A motley sheaf of sometimes-absorbing, sometimes-baffling spiritual stanzas.

Internal dialogue is the key to communing with the divine, according to this rapturous but often murky volume of mystical devotions.

Dash, an Indian psychiatrist, dispenses his philosophical teachings in a series of short, one- or two-paragraph prose poems that center on august, thematic figures. One figure is the ineffable Almighty, an entity of love and righteousness that subsumes the individual: “No act is mine; no thought is mine, and no name is mine, neither is any personification,” Dash writes.
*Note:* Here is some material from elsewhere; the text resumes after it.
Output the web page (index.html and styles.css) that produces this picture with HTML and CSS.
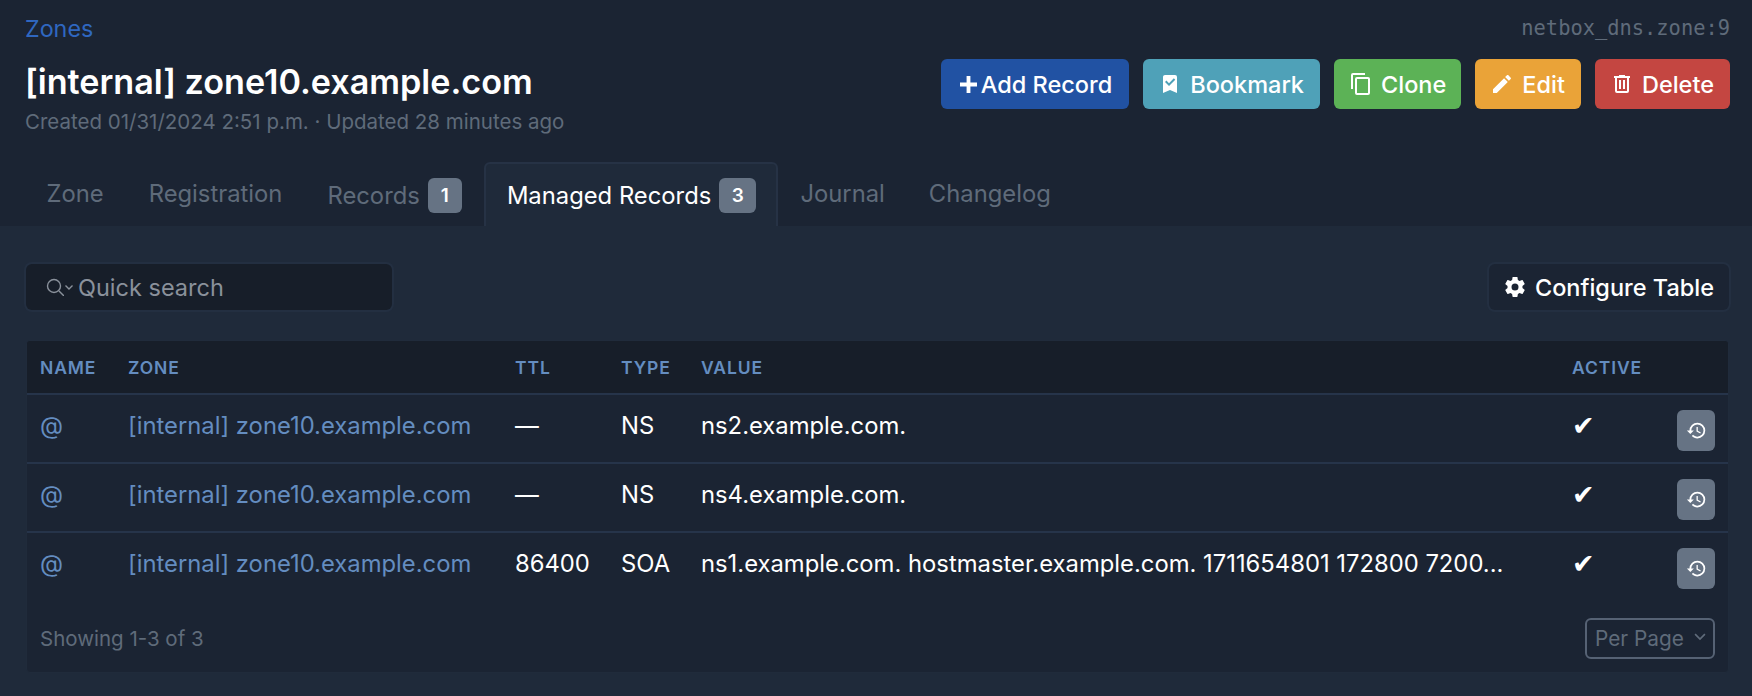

Another figure, almost as awesome but more down-to-earth, is the author’s mother, a being of “sanity and saintly love” who is “closer to [him] than each drop of blood in [his] arteries.” Dash evokes his mother in tenderly specific terms, departing from his usual abstract tone: “Before dawn she would clean the utensils left dirty from the previous night…giving me some cold rice and curry to eat…do[ing] aarti [, a Hindu ritual,] around a Tulsi plant.” Soon, a “Master” emerges to impart Buddhism-inflected philosophy—“Mind is just a function, and you can make it no mind”—to a vaguely Christ-like “son of the Lord…who is hungry, hunted and weeping.” Dash further elaborates on Yogic-Buddhist principles of happiness, enjoining readers to “attain the value of nothingness,” renounce worldly desires (“sexual and sensual urges are slavery, while celibacy is freedom”) and emulate his own inward meditative journey of “talking to self.” Dash’s loose, free-associational prose shifts through a number of registers, sometimes intimately prayerful, sometimes caustically prophetic—“I shall destroy the world of cruelty, dishonesty, and of massacre”—and includes sketchy stories reminiscent of Kahlil Gibran’s parables. However, the text strains for grand, cryptic pronouncements that often misfire (“In silence the human race slowly progresses towards the time zone, moving relentlessly”). At its best, however, Dash’s poetic imagery feels vivid and fresh: “This moment is like a child carrying a lit candle and progressing towards the church, like the silence of the blue sky in the summer afternoon.”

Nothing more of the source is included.